In 1999 the eCommerce Directive foresaw the danger that the state might seek to co-opt online gateways and convert them into information gatekeepers. It enacted Article 15 – the prohibition on imposing a general monitoring obligation – for just that reason. 

Article 15 is the stent that keeps the arteries of the internet open.  We constrict them at our peril.

4. In your opinion, what do you think an alternative approach could be?

A ‘law of everything’ approach to individual speech, founded on discretionary regulatory power, is anathema – not least in its challenge to rule of law principles of clarity and certainty. 

The Online Harms White Paper is a compendium of largely unrelated ills that the government considered should be addressed. It would be preferable to take each issue separately and consider, in each case, whether any kind of legislative action is required – if so, aimed at the first instance at the perpetrators of the activity. 

If there is a problem with enforcing existing laws, then there should be a focus on finding practical, scalable ways of obtaining access to justice for online wrongs. 
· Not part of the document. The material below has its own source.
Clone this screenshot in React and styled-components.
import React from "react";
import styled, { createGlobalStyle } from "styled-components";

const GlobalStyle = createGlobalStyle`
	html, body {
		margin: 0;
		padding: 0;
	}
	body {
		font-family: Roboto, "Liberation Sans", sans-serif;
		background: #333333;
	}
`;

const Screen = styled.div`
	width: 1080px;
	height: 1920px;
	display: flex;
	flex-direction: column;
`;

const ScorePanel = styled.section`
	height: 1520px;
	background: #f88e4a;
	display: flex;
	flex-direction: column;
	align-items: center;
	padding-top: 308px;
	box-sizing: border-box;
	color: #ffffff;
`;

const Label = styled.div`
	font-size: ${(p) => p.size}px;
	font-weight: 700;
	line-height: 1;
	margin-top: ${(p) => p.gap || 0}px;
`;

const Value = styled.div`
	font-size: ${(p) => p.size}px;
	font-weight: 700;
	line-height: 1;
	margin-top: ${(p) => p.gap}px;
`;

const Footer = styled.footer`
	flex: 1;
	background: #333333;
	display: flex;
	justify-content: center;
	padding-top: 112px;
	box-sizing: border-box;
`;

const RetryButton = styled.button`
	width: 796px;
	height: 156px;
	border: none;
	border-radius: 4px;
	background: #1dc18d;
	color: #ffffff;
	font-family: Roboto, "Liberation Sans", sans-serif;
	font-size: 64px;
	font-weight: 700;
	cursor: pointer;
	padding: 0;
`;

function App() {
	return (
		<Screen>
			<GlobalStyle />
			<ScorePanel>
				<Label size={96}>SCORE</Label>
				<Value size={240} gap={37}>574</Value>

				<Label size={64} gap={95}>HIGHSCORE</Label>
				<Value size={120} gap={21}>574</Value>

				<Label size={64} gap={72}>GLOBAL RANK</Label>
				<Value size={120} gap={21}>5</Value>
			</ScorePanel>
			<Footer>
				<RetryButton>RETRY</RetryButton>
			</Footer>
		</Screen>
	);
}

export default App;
For some kinds of seriously anti-social online behaviour, one approach could be to make use of procedures for ‘online ASBOs’. These are already available, but the potential for their use against the most egregious disturbers of the online peace has been largely ignored. 

Even the Home Office made no mention of online behaviour in the last (August 2019) revision of its statutory guidance. ASBOs (now called IPNAs) have controversial aspects, but at least have the merit of being targeted against perpetrators and subject to prior due process in court. Thought could be given to extending their availability to some voluntary organisations concerned with victims of online misbehaviour. 

5. The UK left the EU this year on 31st January 2020. If any, what parts of the EU framework do you envisage the UK keeping in its infrastructure for digital rights?

Who would make any predictions right now? Not me.